Ex-Tuskegee mayor tries to topple Confederate monument with saw
TUSKEGEE, Ala. – The former mayor of Tuskegee attempted to remove a Confederate monument with his own hands, using an electric saw to try and topple the statue.
Johnny Ford, currently a Tuskegee councilman, went into the city’s downtown area on Wednesday and began sawing the leg of the statue before Macon County’s sheriff halted the operation, the Montgomery Advertiser reported.
Ford had pledged to remove the “painful” Confederate monument and was helped by an unidentified person.
“We were well on our way toward accomplishing that goal,” Ford, who is a former mayor, told AL.com about the effort to remove the monument honoring Macon County’s Confederate soldiers.
Ford said he was motivated by memories of his childhood friend, Sammy Younge, who was fatally shot after asking to use a whites-only bathroom in 1966, the Advertiser reported. Ford also remembered when Younge’s accused killer was acquitted and Tuskegee University students tried to topple the monument by attaching chains and ropes, the newspaper reported.
“I pledged then to remove the statue,” Ford told the newspaper.
Wednesday, Ford reaffirmed that pledge.
“I was doing it for Sammy Younge. And the students who tried to pull the statue down,” Ford told the Advertiser. “The message has been sent. Everybody has just been waiting on someone to do it. It’s my council district. It’s my responsibility to do it. The people elected me, in this district. This is the first time the county and city government have taken a position to see it removed. Of course, they haven’t been able to do it because of the legal (implications). They’re afraid of the threats from the Legislature and the attorney general. But I’m not afraid of the governor and the attorney general.”
The Macon County Sheriff’s Office strung police tape around the monument after Ford’s attempt, WSFA reported.

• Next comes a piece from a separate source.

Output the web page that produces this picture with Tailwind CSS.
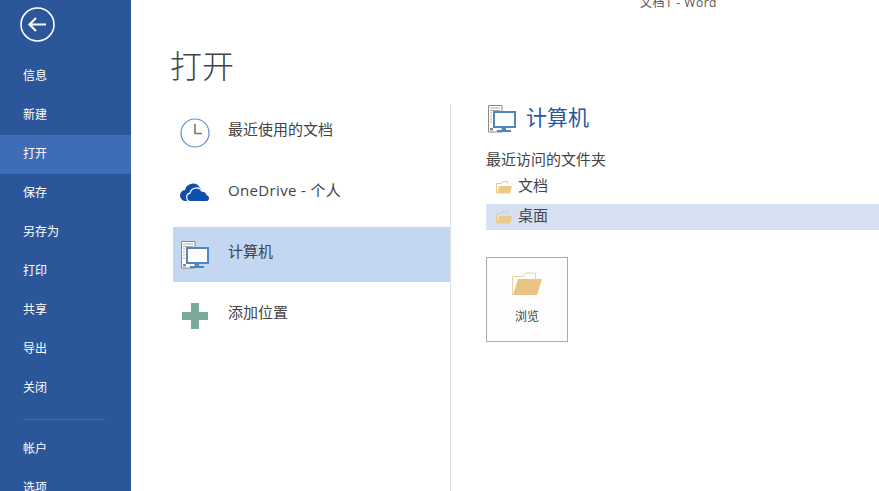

Macon County Sheriff André Brunson said charges will be filed against Ford and the other person, the television station reported.
“Johnny Ford was up on a lift, him and another guy,” Brunson told WSFA. “And they were cutting the leg of the statue, trying to take the statue down.”
Ford said the prospect of charges did not faze him.
“We don’t care what the state wishes to do. This is Tuskegee, Alabama,” Ford told WSFA. “If the state wants to fine us, fine. If they want to try to arrest us, fine.”
The monument, located in the 100 block of Tuskegee’s Main Street, has been a controversial fixture in the predominantly Black city. It has been vandalized several times, including in 2015, 2017 and 2020, the Advertiser reported.
The United Daughters of the Confederacy dedicated Tuskegee’s monument in 1909, the newspaper reported. The monument was erected in a downtown park set aside exclusively for white people despite the population of Macon County being more than 80% Black at the time, according to The Associated Press.
Ford said he had hoped to remove the statue and bury it on public land, placing a headstone to mark its location, the newspaper reported. He still hopes to do that someday and acknowledged that he came close on Wednesday.
“Literally the statue in Macon County is on its last leg,” Ford told the Advertiser.